Борьбу за новые формы поэт связывает с наступившим восходом «палящей мечты Разума» (написано весной 1918 года), но поэт разъясняет прежде всего трудности в отыскании новых форм, как бы полагая, что новые идеи придут сами собой. Конечно, нами допущено здесь известное упрощение: в живой ткани образов большого поэта все это высказывается сложнее и глубже, но в общем именно это и именно так было подхвачено в начале двадцатых годов сюрреалистами.
В таком виде новаторство могло быть, на худой конец, терпимо буржуазной поэзией и буржуазным литературоведением: Аполлинер был «признан», но его сочинения в полном и подлинном виде не издавались, его идейная и художественная эволюция не изучалась. В работе двадцатых годов «История современной французской литературы» Рене Лалу характеристика Аполлинера выдержана в ледяном, а порою в покровительственно презрительном тоне.

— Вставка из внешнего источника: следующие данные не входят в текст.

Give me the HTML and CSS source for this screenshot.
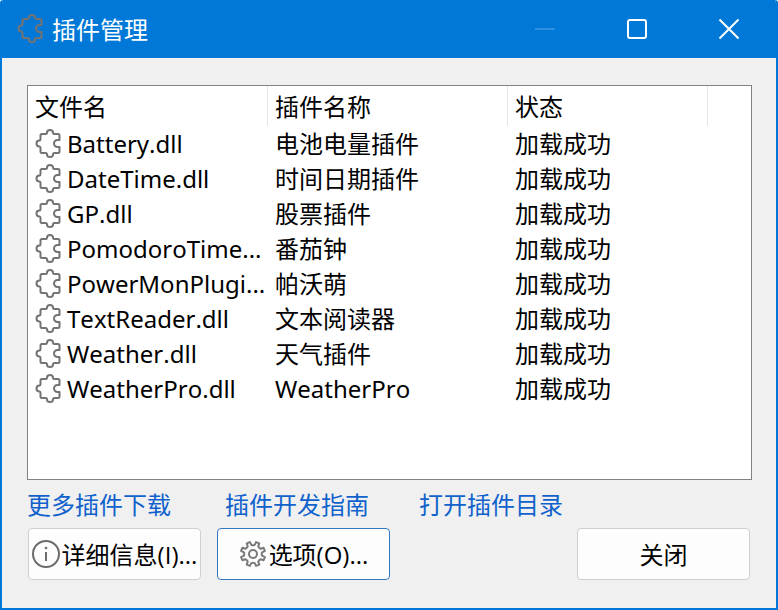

Подлинное признание пришло к Аполлинеру в период широкого и стремительного развития французской прогрессивной поэзии. Именно с конца тридцатых — начала сороковых годов голос Аполлинера по-настоящему дошел до потомков. Демократические читатели сегодняшнего дня знают о его трудном и сложном пути. Они знают о его больших ошибках и заблуждениях, в которых он сам так проникновенно и правдиво признался в своем поэтическом завещании. Но они помнят заслуги поэта. Они знают, что в годы господства модернизма во французской поэзии в лучших стихах Аполлинера забрезжил свет реалистической поэзии, устремленной в будущее.
* * *
Эта статья уже была написана, когда свежий номер «Юманите» (H.XI.60) донес воодушевленное слово Марсенака — «Победа Аполлинера». Марсенак, называя Аполлинера «пророческим эхо своего времени», пишет: «О по-братски родной, всегда такой близкий нам, нашим безрассудным и нашим обоснованным надеждам! Поэт, думавший, как мы, что с окончанием войны наступит время справедливости, конец насилия, царство «палящей мечты Разума», поэт, уверенный, что умирает в момент, когда над миром занялась заря! Сквозь пробежавшие дни он и сейчас напоминает нам высшую заповедь поэтов: верить в человека в его становлении».
Л-ра: Иностранная литература. – 1961. – № 1. – С. 203-213.